Zaman’ın haberine göre, İTÜ İnşaat Fakültesi Öğretim Üyesi Prof. Dr. Zekai Celep, yıkılan binalarda yalnızca müteahhitleri sorumlu tutmanın doğru olmadığını belirtti. Mal sahipleri, meslek odaları, mühendisler ve belediye yetkilileriyle birlikte akademisyenlerin de kusurlu olduğuna vurgu yaptı.
EN ÖNEMLİ SORUN
İTÜ’de fakülte heyeti, Van’da yıkılan ve hasar gören betonarme, kerpiç, taş ve briket binaları ayrı ayrı inceledi. Hazırlanan raporda, en çok can kaybına yol açan betonarme binalardaki en önemli problemin beton kalitesinin düşük tutularak yönetmeliklere uygun yapılmaması gösteriliyor.
ZAYIF KERPİÇ
1980 yılında inşa edilen ve depremde yıkılan bir kamu binasında yapılan incelemelerde, yönetmeliklerde öngörülen C18 beton kalitesinin, C8 seviyesinde olduğu tespit edildi. Uygun donatım düzeninin sağlanamaması ve taşıyıcı sistemlerin yetersizliği hasar sebepleri arasında sayılıyor. Taş ve briket binalarda ise yapı malzemelerinin çamur harcıyla birleştirilmesi, felaketin en önemli sebepleri arasında gösteriliyor. Kerpiç binalarda da hava şartlarının etkisiyle kullanılan kerpicin zayıflamasının, yıkımın etkisini artırdığı vurgulanıyor.

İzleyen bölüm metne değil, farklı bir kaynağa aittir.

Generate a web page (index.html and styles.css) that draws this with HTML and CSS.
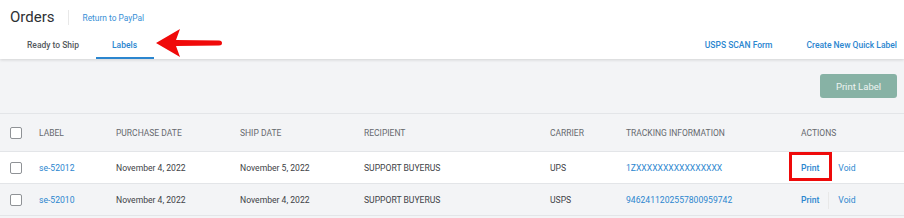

‘ÖĞRETİM GÖREVLİLERİ DE KUSURLU’
Prof. Dr. Zekai Celep, yıkılan binalarda yalnızca müteahhitleri sorumlu tutmanın doğru olmadığını belirterek kusurların zincirleme şekilde oluştuğunu belirtti. Celep, binaların yıkılmasıyla ilgili mal sahipleri, meslek odaları, mühendisler ve belediye yetkilileriyle birlikte öğretim görevlerinin dahi kusurlu olduğunun altını çizdi. Valiliğin isteği doğrultusunda bazı kamu binalarını da incelediklerini dile getiren Zekai Celep, Van Cezaevi’ne bağlayıcılığı olmayan yazılı bir belge verdiklerini ifade etti.
BAYRAM OTELİ HARİÇ
Van’daki inceleme heyetinde yer alan İnşaat Fakültesi Öğretim Üyesi Yrd. Doç. Dr. Beyza Taşkın, 9 Kasım’daki ikinci depremde yıkılan Bayram Oteli’yle ilgili herhangi bir inceleme yapmadıklarını açıkladı. Bölgede inceleme yaparken otel binasını dışarıdan gördüklerini dile getiren Taşkın, içeri girmeye teşebbüs dahi etmediklerini aktardı. Kendilerinin otele hiçbir şekilde sağlam raporu vermediklerini vurgulayan Beyza Taşkın, bölgede sadece yıkılan binaları incelediklerini belirtti.